Task description
Print exactly, please, the lines from the top of the entries below up to and including the line with "const focusCls = baseInput", and nothing else; pictures are excluded.

Entries shown
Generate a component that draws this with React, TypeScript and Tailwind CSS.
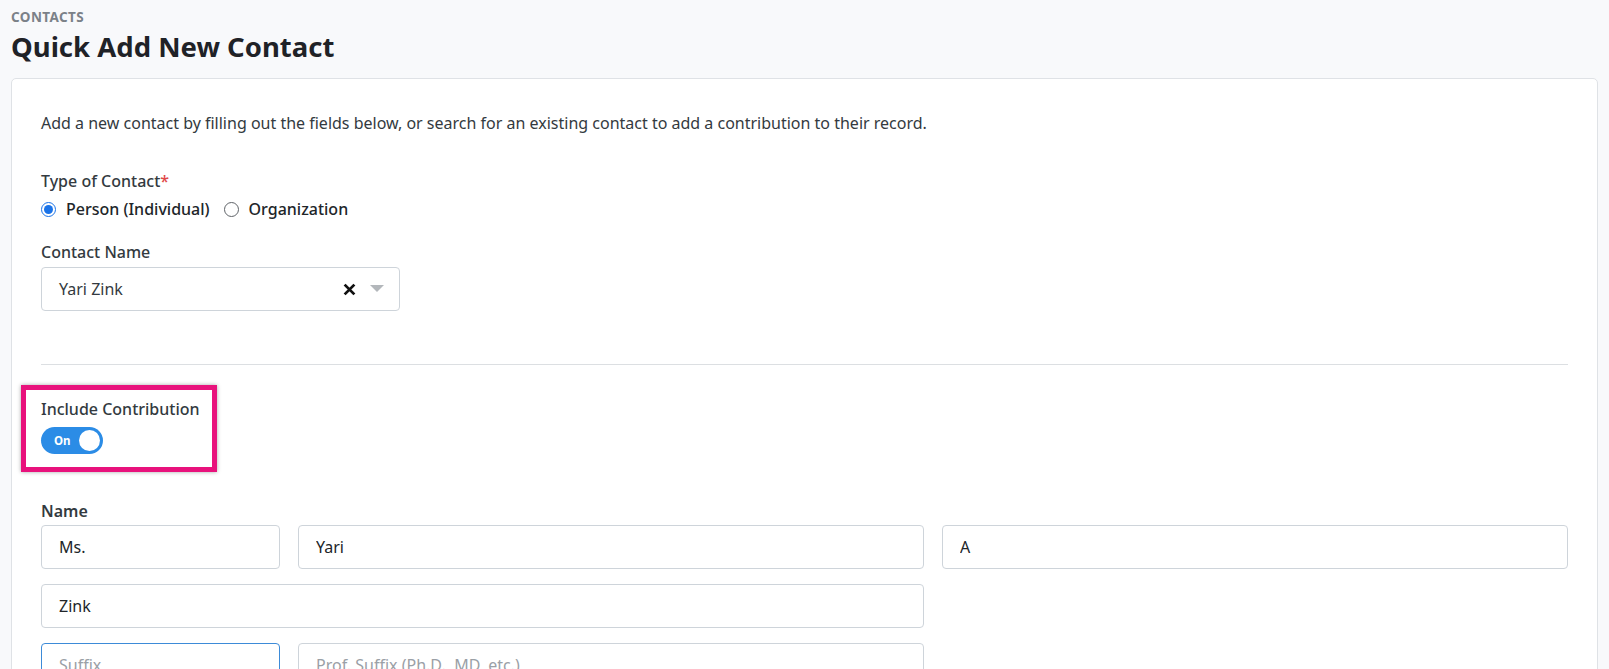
import React, { useState } from "react";

const baseInput =
  "h-[44px] w-full rounded-[4px] border bg-white px-[17px] text-[16px] text-[#212529] placeholder:text-[#9aa0a6] focus:outline-none";
const inputCls = baseInput + " border-[#ced4da]";
const focusCls = baseInput + " border-[#3d8bd8]";

function Radio({ checked, label, onClick }: { checked: boolean; label: string; onClick: () => void }) {
  return (
    <label className="flex cursor-pointer items-center gap-[10px]" onClick={onClick}>
      <span
        className={
          "flex h-[15px] w-[15px] items-center justify-center rounded-full border " +
          (checked ? "border-[#1a73e8]" : "border-[#5f6368]")
        }
      >
        {checked && <span className="h-[9px] w-[9px] rounded-full bg-[#1a73e8]" />}
      </span>
      {label}
    </label>
  );
}

export default function App() {
  const [type, setType] = useState("person");
  const [on, setOn] = useState(true);

  return (
    <div
      className="min-h-screen bg-[#f8f9fb] px-[11px] pt-[8px]"
      style={{ fontFamily: '"Noto Sans", "Open Sans", sans-serif' }}
    >
      <div className="text-[13.5px] font-bold leading-[18px] tracking-[0.4px] text-[#7b8188]">CONTACTS</div>
      <h1 className="mt-[3px] text-[27.5px] font-bold leading-[36px] text-[#1f2227]">Quick Add New Contact</h1>

      <div className="mt-[13px] rounded-[5px] border border-[#dfe2e6] bg-white px-[29px] pt-[32px] pb-[40px]">
        <p className="text-[16px] leading-[24px] text-[#333a40]">
          Add a new contact by filling out the fields below, or search for an existing contact to add a contribution to their record.
        </p>

        <div className="mt-[34px] text-[16px] font-medium leading-[24px] text-[#333a40]">
          Type of Contact<span className="text-[#e04848]">*</span>
        </div>
        <div className="mt-[4px] flex items-center gap-[14px] text-[16px] font-medium leading-[24px] text-[#212529]">
          <Radio checked={type === "person"} label="Person (Individual)" onClick={() => setType("person")} />
          <Radio checked={type === "org"} label="Organization" onClick={() => setType("org")} />
        </div>

        <div className="mt-[19px] text-[16px] font-medium leading-[24px] text-[#333a40]">Contact Name</div>
        <div className="mt-[3px] flex h-[44px] w-[359px] items-center rounded-[4px] border border-[#ced4da] bg-white pl-[17px] pr-[15px]">
          <span className="flex-1 text-[16px] text-[#333a40]">Yari Zink</span>
          <svg width="13" height="13" viewBox="0 0 12 12" className="mr-[14px]">
            <path d="M1.5 1.5 L10.5 10.5 M10.5 1.5 L1.5 10.5" stroke="#111" strokeWidth="2.6" />
          </svg>
          <svg width="14" height="8" viewBox="0 0 14 8">
            <path d="M0 0 H14 L7 7 Z" fill="#b3b7bb" />
          </svg>
        </div>

        <hr className="mt-[53px] border-0 border-t border-[#dcdfe2]" />

        <div className="relative mt-[32px] w-fit">
          <div className="text-[16px] font-medium leading-[24px] text-[#333a40]">Include Contribution</div>
          <button
            onClick={() => setOn(!on)}
            className={
              "mt-[6px] flex h-[27px] w-[62px] items-center rounded-full px-[3px] " +
              (on ? "bg-[#2b8ce6] justify-between" : "bg-[#c8ccd0] justify-between flex-row-reverse")
            }
          >
            <span className={"text-[11.5px] font-bold text-white " + (on ? "pl-[10px]" : "pr-[8px]")}>{on ? "On" : "Off"}</span>
            <span className="h-[21px] w-[21px] rounded-full bg-white" />
          </button>
          <div className="pointer-events-none absolute left-[-20px] top-[-12px] h-[87px] w-[196px] border-[5px] border-[#e8127c] shadow-[0_0_4px_rgba(0,0,0,0.35)]" />
        </div>

        <div className="mt-[45px] text-[16px] font-semibold leading-[24px] text-[#333a40]">Name</div>
        <div className="mt-[2px] grid grid-cols-[239px_1fr_1fr] gap-x-[18px] gap-y-[15px]">
          <input className={inputCls} defaultValue="Ms." />
          <input className={inputCls} defaultValue="Yari" />
          <input className={inputCls} defaultValue="A" />
          <input className={inputCls + " col-span-2"} defaultValue="Zink" />
          <div />
          <input className={focusCls} placeholder="Suffix" />
          <input className={inputCls} placeholder="Prof. Suffix (Ph.D., MD, etc.)" />
        </div>
      </div>
    </div>
  );
}
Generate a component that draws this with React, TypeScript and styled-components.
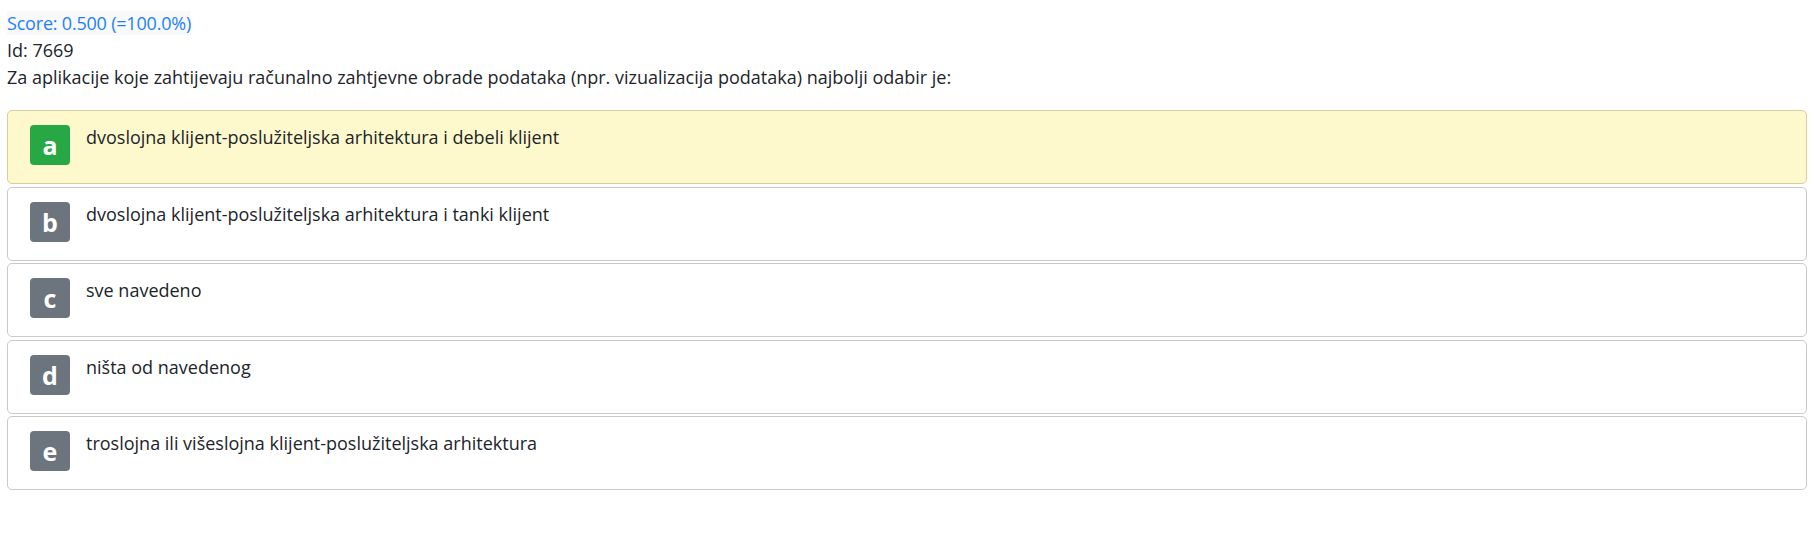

Correct output
Generate a component that draws this with React, TypeScript and Tailwind CSS.
import React, { useState } from "react";

const baseInput =
  "h-[44px] w-full rounded-[4px] border bg-white px-[17px] text-[16px] text-[#212529] placeholder:text-[#9aa0a6] focus:outline-none";
const inputCls = baseInput + " border-[#ced4da]";
const focusCls = baseInput + " border-[#3d8bd8]";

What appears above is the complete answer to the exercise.